PROBLEM DETAILS:
Scan the lines and state how many carry "this". Leave out everything but the number.

EXERCISE INPUT:
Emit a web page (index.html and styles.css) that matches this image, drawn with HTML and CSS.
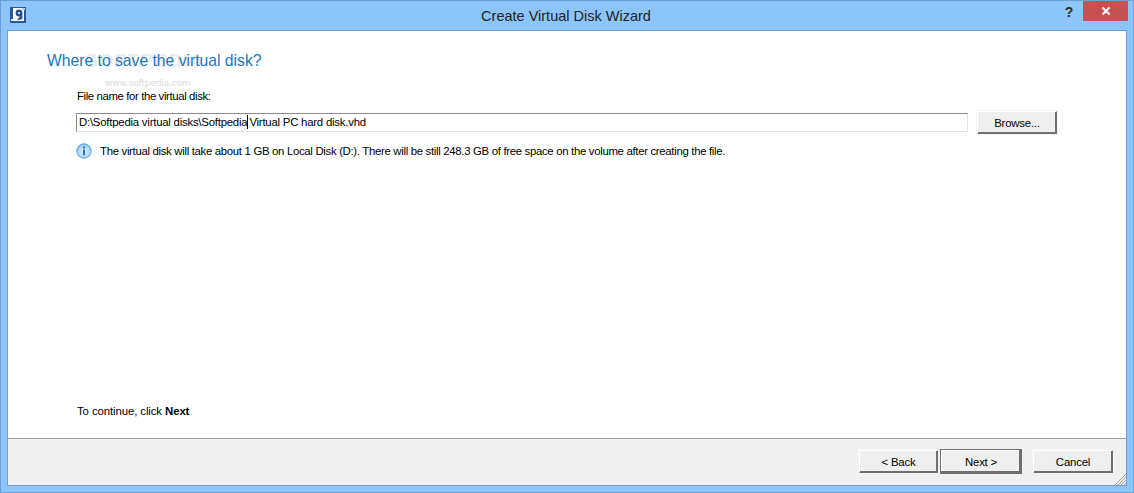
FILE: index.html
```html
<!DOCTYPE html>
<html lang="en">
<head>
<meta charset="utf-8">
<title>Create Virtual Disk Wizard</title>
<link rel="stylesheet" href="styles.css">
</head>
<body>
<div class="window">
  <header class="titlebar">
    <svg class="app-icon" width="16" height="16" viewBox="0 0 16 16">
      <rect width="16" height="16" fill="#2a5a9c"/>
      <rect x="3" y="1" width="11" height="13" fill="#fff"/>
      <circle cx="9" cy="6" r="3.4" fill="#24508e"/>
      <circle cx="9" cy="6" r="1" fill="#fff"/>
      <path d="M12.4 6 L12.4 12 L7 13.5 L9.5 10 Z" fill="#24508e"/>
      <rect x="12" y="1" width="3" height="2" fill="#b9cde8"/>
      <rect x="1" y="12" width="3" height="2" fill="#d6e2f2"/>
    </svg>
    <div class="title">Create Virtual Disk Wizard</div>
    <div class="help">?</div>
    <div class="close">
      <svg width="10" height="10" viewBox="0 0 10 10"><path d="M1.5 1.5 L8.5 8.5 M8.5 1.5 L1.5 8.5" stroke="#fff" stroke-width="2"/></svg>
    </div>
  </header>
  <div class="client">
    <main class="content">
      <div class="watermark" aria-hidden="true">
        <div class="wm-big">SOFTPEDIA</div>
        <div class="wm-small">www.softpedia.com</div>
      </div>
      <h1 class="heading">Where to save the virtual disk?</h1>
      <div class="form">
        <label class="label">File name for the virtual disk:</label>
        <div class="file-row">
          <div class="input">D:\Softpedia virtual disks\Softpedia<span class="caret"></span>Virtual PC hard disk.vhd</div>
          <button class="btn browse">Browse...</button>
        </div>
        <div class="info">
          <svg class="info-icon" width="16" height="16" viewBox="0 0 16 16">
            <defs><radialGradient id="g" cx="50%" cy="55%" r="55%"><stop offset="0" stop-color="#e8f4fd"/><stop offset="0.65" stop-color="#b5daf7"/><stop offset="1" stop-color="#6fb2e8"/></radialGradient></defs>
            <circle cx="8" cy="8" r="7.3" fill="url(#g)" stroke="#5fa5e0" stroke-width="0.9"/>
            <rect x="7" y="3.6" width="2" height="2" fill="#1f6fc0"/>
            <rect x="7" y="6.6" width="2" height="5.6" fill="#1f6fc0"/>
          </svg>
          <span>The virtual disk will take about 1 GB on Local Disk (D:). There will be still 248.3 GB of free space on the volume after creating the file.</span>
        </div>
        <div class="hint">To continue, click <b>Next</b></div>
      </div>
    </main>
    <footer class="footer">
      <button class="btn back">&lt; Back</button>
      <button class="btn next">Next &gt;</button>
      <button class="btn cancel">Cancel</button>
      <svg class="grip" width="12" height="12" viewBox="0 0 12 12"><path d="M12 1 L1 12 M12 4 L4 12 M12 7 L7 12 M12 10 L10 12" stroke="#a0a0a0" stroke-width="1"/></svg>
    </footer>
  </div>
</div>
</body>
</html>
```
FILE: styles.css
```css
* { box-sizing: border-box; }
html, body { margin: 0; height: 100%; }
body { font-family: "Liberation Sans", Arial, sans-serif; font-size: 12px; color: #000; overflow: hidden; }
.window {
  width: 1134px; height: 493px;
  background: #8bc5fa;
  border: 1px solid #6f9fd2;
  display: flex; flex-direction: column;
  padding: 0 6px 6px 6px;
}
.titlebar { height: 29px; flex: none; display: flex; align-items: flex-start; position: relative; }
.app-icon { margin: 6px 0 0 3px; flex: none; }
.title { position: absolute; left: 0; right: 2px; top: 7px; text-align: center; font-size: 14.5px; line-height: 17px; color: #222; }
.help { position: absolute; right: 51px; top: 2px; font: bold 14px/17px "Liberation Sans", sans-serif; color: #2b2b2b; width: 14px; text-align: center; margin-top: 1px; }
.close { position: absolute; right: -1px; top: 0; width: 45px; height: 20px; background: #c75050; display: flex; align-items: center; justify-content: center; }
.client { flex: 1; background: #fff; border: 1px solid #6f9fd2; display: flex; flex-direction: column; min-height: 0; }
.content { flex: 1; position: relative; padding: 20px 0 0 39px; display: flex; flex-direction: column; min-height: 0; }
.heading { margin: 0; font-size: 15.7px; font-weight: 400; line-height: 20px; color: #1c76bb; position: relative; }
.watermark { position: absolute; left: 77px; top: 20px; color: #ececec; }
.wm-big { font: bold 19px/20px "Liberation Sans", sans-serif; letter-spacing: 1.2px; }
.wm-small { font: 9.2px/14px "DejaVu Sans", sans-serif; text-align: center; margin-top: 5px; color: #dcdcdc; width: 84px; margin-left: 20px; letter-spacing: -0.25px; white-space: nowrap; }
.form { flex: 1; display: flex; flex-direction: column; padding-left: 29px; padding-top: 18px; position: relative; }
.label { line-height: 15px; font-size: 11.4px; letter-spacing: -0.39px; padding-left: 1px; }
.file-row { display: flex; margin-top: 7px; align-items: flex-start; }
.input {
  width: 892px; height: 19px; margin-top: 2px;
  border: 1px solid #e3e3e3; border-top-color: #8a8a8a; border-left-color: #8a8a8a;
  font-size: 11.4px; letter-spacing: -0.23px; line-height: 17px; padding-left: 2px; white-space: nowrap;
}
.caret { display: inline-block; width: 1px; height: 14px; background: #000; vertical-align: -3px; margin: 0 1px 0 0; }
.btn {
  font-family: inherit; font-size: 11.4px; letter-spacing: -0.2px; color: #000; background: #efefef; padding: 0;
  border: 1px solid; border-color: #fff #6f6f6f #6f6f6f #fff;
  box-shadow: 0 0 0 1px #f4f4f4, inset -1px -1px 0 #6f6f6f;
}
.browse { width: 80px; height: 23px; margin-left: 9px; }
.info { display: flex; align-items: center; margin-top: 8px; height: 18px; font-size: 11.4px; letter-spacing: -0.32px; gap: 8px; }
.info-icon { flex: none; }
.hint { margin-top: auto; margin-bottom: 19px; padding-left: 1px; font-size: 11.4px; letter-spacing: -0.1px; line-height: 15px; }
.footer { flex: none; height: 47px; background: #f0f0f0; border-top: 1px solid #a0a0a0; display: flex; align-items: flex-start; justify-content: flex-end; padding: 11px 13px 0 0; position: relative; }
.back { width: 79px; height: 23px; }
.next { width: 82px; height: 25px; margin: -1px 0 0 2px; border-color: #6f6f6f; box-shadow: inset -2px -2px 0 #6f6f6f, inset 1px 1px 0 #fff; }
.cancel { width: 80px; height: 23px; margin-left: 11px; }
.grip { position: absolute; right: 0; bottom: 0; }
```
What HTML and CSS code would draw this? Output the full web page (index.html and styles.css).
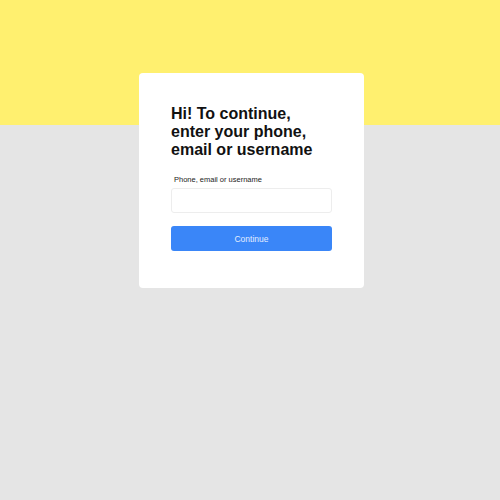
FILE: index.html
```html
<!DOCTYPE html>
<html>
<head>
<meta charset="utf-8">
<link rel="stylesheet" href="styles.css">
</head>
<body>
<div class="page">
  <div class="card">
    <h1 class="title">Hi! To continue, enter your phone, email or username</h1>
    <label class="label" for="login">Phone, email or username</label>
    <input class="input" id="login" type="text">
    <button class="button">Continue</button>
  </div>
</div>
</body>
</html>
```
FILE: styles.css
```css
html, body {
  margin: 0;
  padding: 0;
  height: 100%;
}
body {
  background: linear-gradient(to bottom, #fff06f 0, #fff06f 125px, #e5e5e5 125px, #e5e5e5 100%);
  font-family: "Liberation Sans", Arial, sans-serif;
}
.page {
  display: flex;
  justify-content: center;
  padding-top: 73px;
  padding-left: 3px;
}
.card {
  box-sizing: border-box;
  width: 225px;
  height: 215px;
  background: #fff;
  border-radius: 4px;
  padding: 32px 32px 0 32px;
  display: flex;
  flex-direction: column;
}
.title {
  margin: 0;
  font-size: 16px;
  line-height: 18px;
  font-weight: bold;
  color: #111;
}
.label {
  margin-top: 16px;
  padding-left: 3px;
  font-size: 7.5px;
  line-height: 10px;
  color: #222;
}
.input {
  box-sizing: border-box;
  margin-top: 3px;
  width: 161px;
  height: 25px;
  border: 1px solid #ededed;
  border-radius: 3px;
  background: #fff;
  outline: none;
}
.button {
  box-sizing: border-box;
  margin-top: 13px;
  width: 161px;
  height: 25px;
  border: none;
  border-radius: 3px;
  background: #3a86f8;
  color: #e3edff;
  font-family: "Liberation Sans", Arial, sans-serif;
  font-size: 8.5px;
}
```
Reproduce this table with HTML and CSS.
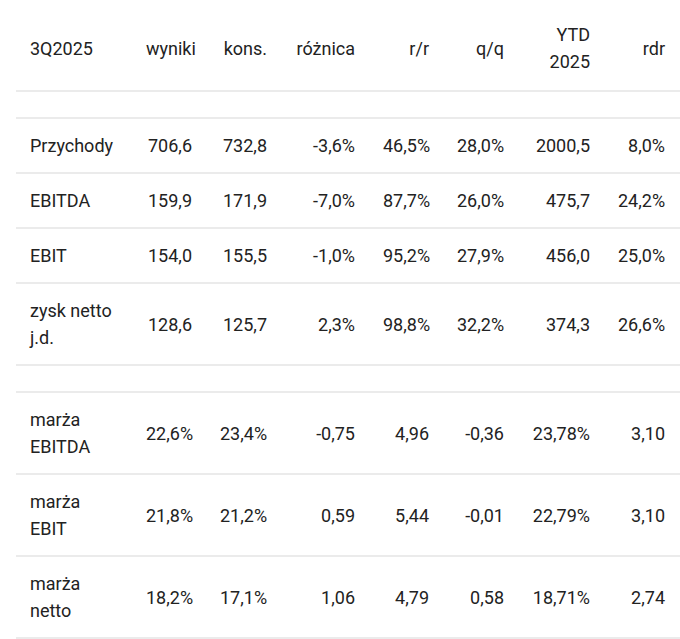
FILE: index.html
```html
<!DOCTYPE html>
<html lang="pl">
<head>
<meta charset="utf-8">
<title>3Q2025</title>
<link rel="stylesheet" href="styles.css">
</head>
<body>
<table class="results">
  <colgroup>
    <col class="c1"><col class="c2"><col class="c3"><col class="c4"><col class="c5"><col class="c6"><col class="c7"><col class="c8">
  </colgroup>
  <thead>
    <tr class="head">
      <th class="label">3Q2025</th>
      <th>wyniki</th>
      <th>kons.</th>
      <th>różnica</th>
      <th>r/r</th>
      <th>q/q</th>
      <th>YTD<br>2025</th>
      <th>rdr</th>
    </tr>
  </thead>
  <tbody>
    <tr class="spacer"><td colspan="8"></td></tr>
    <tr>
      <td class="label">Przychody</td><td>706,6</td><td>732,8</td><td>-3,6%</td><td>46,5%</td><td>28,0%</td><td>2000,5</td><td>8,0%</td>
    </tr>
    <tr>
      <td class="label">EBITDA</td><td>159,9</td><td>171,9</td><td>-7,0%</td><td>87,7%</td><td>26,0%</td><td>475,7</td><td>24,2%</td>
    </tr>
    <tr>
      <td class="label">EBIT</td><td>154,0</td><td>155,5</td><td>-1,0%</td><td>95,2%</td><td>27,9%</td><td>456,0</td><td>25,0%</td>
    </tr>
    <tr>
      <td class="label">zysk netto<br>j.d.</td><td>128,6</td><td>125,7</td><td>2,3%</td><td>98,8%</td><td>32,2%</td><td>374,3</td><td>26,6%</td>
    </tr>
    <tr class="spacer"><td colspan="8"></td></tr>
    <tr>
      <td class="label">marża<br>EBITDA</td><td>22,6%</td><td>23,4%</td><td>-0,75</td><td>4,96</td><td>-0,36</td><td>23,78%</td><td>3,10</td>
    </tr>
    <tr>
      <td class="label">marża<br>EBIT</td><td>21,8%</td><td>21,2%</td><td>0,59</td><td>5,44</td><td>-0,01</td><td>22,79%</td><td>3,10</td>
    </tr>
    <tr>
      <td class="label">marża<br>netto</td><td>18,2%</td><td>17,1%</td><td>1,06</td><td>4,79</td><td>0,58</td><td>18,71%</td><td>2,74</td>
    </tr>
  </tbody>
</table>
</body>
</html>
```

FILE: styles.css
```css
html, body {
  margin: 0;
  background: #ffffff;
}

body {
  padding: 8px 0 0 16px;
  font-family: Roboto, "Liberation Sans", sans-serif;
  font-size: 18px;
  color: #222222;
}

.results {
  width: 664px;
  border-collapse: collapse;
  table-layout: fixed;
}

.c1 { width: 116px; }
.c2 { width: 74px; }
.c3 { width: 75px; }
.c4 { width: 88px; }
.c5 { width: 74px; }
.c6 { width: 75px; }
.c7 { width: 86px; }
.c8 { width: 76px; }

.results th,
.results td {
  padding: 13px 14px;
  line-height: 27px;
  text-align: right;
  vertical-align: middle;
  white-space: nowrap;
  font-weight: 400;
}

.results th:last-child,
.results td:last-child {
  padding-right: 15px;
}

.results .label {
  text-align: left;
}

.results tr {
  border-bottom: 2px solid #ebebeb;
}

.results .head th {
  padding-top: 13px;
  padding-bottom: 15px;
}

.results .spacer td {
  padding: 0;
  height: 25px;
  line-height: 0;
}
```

ANSWER TO THE TASK:
3